James Pinsky: Be a conservation impressionist
From time to time I have been known to season my conservation columns with a little inspiration. Today, it is the main course.
Why? Because one of the things our community needs is to turn a great deal of want to into action; and, one of the best ways to do this is through inspirational leadership.
You see, there are lots of reasons (excuses) as to why people who want to do – don’t. This is true for any profession. Some are afraid of failure. Others think they won’t or can’t make a difference, and then there are even a few who simply think there isn’t anything left to be done. As it has been said many times, whether you think you can or think you can’t, you’re right. We as conservationists need to be not only in the business of showing people the how of conservation, but the why as well. In the end, the why will be what sustains us, not the how.
It was Mahatma Gandhi who once said, “It’s the action, not the fruit of the action, that’s important. You have to do the right thing. It may not be in your power, may not be in your time, that there’ll be any fruit. But that doesn’t mean you stop doing the right thing. You may never know what results come from your action. But if you do nothing, there will be no result.”
This quote might just as well have been meant for conservationists as peacemakers because, as it was for Ghandi in the quest for peace, the movement for a truly sustainable world begins first in the belief that we can do something; but, it finishes only when we act.
So how do we compel someone who might sit pensively on the verge of action? Often that final push can come from inspiration, maybe in the form of passion. You see, our role as conservationists isn’t limited to simply being the subject matter experts on all things good and green.

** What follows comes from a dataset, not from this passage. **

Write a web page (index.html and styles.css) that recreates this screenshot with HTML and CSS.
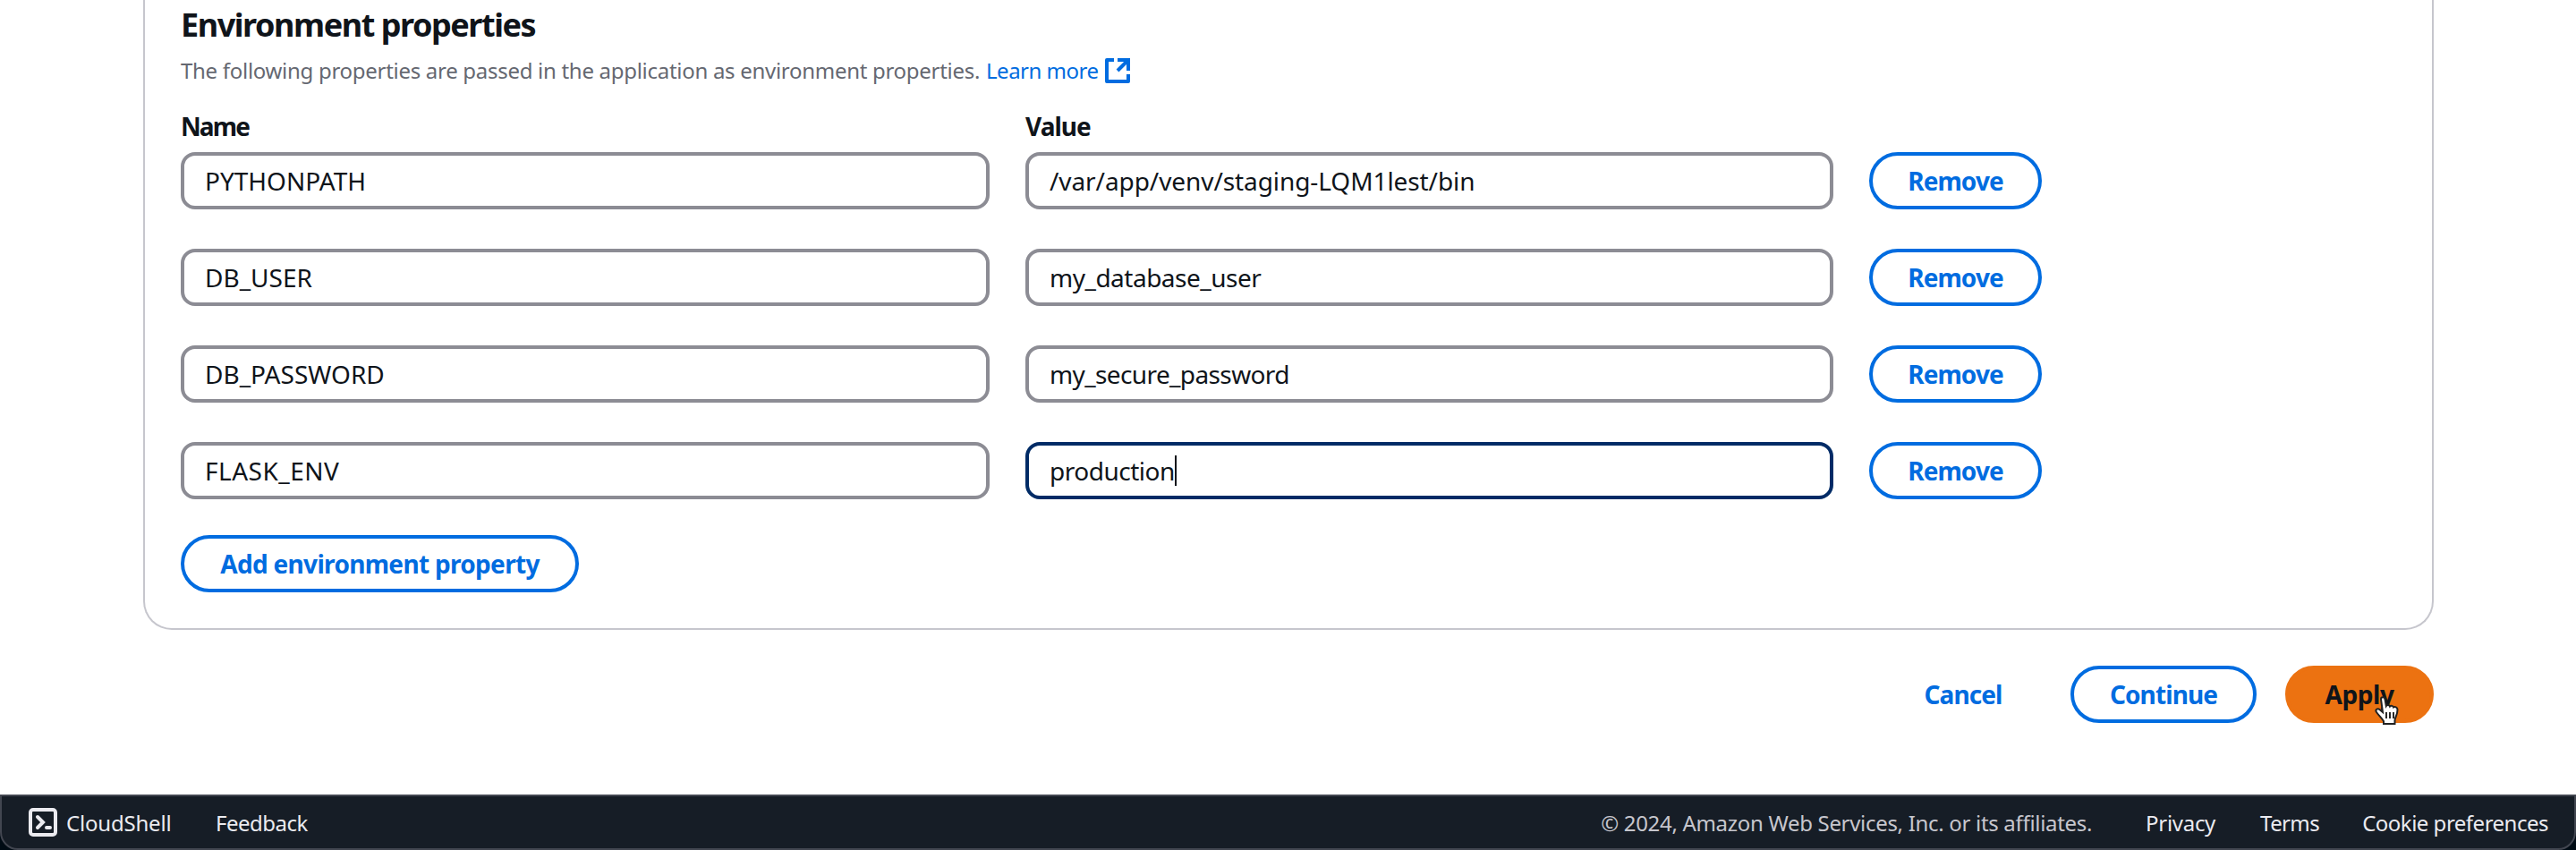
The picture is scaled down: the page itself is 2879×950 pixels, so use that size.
FILE: index.html
```html
<!DOCTYPE html>
<html lang="en">
<head>
<meta charset="utf-8">
<title>Environment properties</title>
<link rel="stylesheet" href="styles.css">
</head>
<body>
<main class="content">
  <section class="panel">
    <h2 class="panel-title">Environment properties</h2>
    <p class="panel-desc"><span>The following properties are passed in the application as environment properties.</span><a class="learn">Learn more</a><svg class="external" viewBox="0 0 28 28" fill="none" stroke="currentColor" stroke-width="4"><path d="M10 2H2v24h24v-8" stroke-linejoin="round"/><path d="M14 2h12v12M26 2L14 14"/></svg></p>
    <div class="grid labels"><span class="label-name">Name</span><span class="label-value">Value</span></div>
    <div class="rows">
      <div class="grid"><div class="input caps">PYTHONPATH</div><div class="input path">/var/app/venv/staging-LQM1lest/bin</div><button class="btn">Remove</button></div>
      <div class="grid"><div class="input caps">DB_USER</div><div class="input">my_database_user</div><button class="btn">Remove</button></div>
      <div class="grid"><div class="input caps">DB_PASSWORD</div><div class="input secure">my_secure_password</div><button class="btn">Remove</button></div>
      <div class="grid"><div class="input flask">FLASK_ENV</div><div class="input focused">production<i class="caret"></i></div><button class="btn">Remove</button></div>
    </div>
    <button class="btn btn-add">Add environment property</button>
  </section>
  <div class="actions">
    <button class="btn btn-link">Cancel</button>
    <button class="btn btn-continue">Continue</button>
    <button class="btn btn-primary">Apply
      <svg class="cursor" viewBox="0 0 30 34"><path d="M8 3.500c0-3 4-3 4.500 0l1.300 7.500c.8-1.500 3.700-1.200 4.200.5 1-1.200 3.500-.8 4 1 1.500-1 4.500-.3 4.500 2.500 0 7-3 9-3 12v4H11v-3c-2-3-5-6-8-10-1.800-2.500 1-5 3.500-3l3.500 3z" fill="#fff" stroke="#222" stroke-width="2"/><path d="M14 18v7M18 18v7M22 18v7" stroke="#111" stroke-width="1.800"/></svg>
    </button>
  </div>
</main>
<footer class="footer">
  <div class="bar">
    <svg class="shell" viewBox="0 0 32 32" fill="none" stroke="currentColor" stroke-width="4"><rect x="2" y="2" width="28" height="28" rx="3"/><path d="M10 10l6 6-6 6M20 22h4" stroke-linecap="round"/></svg>
    <span class="cloudshell">CloudShell</span>
    <span class="feedback">Feedback</span>
    <span class="copyright">© 2024, Amazon Web Services, Inc. or its affiliates.</span>
    <span class="privacy">Privacy</span>
    <span class="terms">Terms</span>
    <span class="cookies">Cookie preferences</span>
  </div>
</footer>
</body>
</html>
```
FILE: styles.css
```css
* { box-sizing: border-box; }
body {
  margin: 0;
  height: 950px;
  display: flex;
  flex-direction: column;
  overflow: hidden;
  background: #fff;
  color: #0f141a;
  font-family: "Noto Sans", "Open Sans", sans-serif;
  font-size: 28px;
}
.content { flex: 1; padding: 0 159px 0 160px; }
.panel {
  height: 704px;
  padding: 6px 40px 0;
  border: 2px solid #c6c6cd;
  border-top: 0;
  border-radius: 0 0 32px 32px;
}
.panel-title { margin: 0; font-size: 36px; line-height: 44px; letter-spacing: -1.45px; }
.panel-desc {
  display: flex;
  align-items: center;
  margin: 13px 0 0;
  font-size: 24px;
  line-height: 32px;
  letter-spacing: -.29px;
  color: #656871;
}
.learn { margin-left: 7px; letter-spacing: -.5px; color: #006ce0; }
.external { width: 28px; height: 28px; margin-left: 7px; color: #006ce0; }
.grid { display: grid; grid-template-columns: 904px 903px 193px; column-gap: 40px; }
.labels { margin-top: 28px; line-height: 36px; font-weight: 700; }
.label-name { letter-spacing: -1.9px; }
.label-value { letter-spacing: -1px; }
.rows { display: grid; row-gap: 44px; margin-top: 11px; }
.input {
  display: flex;
  align-items: center;
  height: 64px;
  padding: 0 24px 0 23px;
  border: 4px solid #8c8c94;
  border-radius: 16px;
  line-height: 56px;
  letter-spacing: -.5px;
}
.caps { letter-spacing: 0; }
.flask { letter-spacing: .5px; }
.path { letter-spacing: -.08px; }
.secure { letter-spacing: -.62px; }
.focused { border-color: #002b66; }
.caret { width: 2px; height: 34px; background: #0f141a; }
.btn {
  height: 64px;
  padding: 0;
  border: 4px solid #006ce0;
  border-radius: 32px;
  background: #fff;
  color: #006ce0;
  font: 700 28px/56px "Noto Sans", "Open Sans", sans-serif;
  letter-spacing: -.9px;
}
.btn-add { display: block; width: 445px; margin-top: 40px; letter-spacing: -.68px; }
.actions { display: flex; justify-content: flex-end; margin-top: 40px; }
.btn-link { width: 176px; margin-right: 32px; border-color: transparent; }
.btn-continue { width: 208px; margin-right: 32px; }
.btn-primary { position: relative; width: 166px; border-color: #ec7211; background: #ec7211; color: #0f141a; letter-spacing: -.4px; }
.cursor { position: absolute; left: 95px; top: 30px; width: 30px; height: 34px; }
.footer { height: 62px; background: #000b14; }
.bar {
  display: flex;
  align-items: center;
  height: 62px;
  padding: 0 29px 0 30px;
  border: 2px solid #424650;
  border-radius: 0 0 20px 20px;
  background: #161d26;
  color: #ebebf0;
  font-size: 24px;
  white-space: nowrap;
}
.shell { width: 32px; height: 32px; }
.cloudshell { width: 167px; margin-left: 10px; letter-spacing: -.2px; }
.feedback { letter-spacing: -.5px; }
.copyright { margin-left: auto; margin-right: 60px; letter-spacing: -.31px; color: #c6c6cd; }
.privacy { margin-right: 50px; letter-spacing: -.3px; }
.terms { margin-right: 48px; letter-spacing: -.6px; }
.cookies { letter-spacing: -.5px; }
```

No, even if we stand, arm-in-arm, with our local residents, we are still not fully completing our mission. You see, we are not truly conservationists until we can inspire and lead our communities not to just care, but to act with vigor toward saving our planet. So, we must do far more than manage, even nobly, we must lead – with passion, with conviction, with purpose.
How? When we meet people, if we leave them informed we have, at the very least, done our jobs but if we leave them inspired we have met our calling. The difference between the two is what will ultimately determine the success or failure of our community. In fact, it ultimately defines us. It is this kind of focus, inspirational leadership, which can turn tasks in triumphs, workshops into wonders, and yes, lectures into sermons.
To each and every one of my conservation-minded colleagues – I call upon all of us to rise to this occasion! Regardless of where we all are in life, we can all climb higher, reach out to bring up our peers, or sway even the most ardent conservation naysayer. Our love for and knowledge about conservation should flow from our lips with the same beauty as paint flowed from the brush of Claude Monet, one of the world’s greatest impressionists. His passion for art was so profound that even years after his death, he still inspires others. In fact, much of his work was focused enough to make you think but never so rigid as to limit what might inspire you about it. There’s a leadership lesson there, to inspire but not dictate the passion of others.
We can be – and should be – the Monets of the conservation world painting a canvas of conservation advocacy daily which inspires generations well beyond our own to not just love conservation but to see a part of their own dreams, ambitions and passions for the future of conservation tomorrow in the impressions we give them today.